2. International Monetary Fund, Monetary Policy in Dollarized Economies, Occasional Paper No. 171, 1999.
3. Data provided by Financial Crimes Enforcement Network, US Department of the Treasury, as recorded in the Customs Service Currency and Monetary Instruments Reports (CMIR) forms and reported in IMF, op. cit., p. 10.
4. See the discussion in Barry Eichengreen, Toward A New International Financial Architecture: A Practical Post-Asia Agenda. Washington: Institute for International Economics, 1999.
5. Jeffrey Frankel, "Dollarization in Latin America: Solution or Straitjacket?" Remarks at the Council on Foreign Relations, April 6, 1999.
6. As laid out in John Williamson, What Role for Currency Boards? Washington: Institute for International Economics, September 1994.

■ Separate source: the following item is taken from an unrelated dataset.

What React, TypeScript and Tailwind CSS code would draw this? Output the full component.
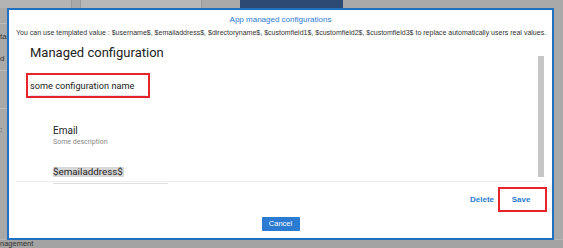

7. A country that already has a currency board could move to dollarization very quickly. The details for Argentina are laid out in "Monetary Union for the Americas," J.P. Morgan Economic Research Note, February 12, 1999, p. 10. That note also describes the prospects for dollarization in Canada, Mexico, Brazil and the Andean Pact countries.
8. This factor leads to a proposal for active US promotion of dollarization throughout the Hemisphere, including through a one-time allotment of dollar bills and lines of credit to members, "particularly less reliable countries such as Brazil and Mexico", …"to compete with the recently established euro area" in Robert J. Barro, "Let the Dollar Reign from Seattle to Santiago," Wall Street Journal, March 8, 1999.
9. Moody's has indicated that, in the advent of monetary union with the United States, "Argentina's country ceiling rating might rise to Aaa (from its current Ba3) as was the case with members of the European Monetary Union." See "Moody's Views on Argentina's Dollarization," March 1999.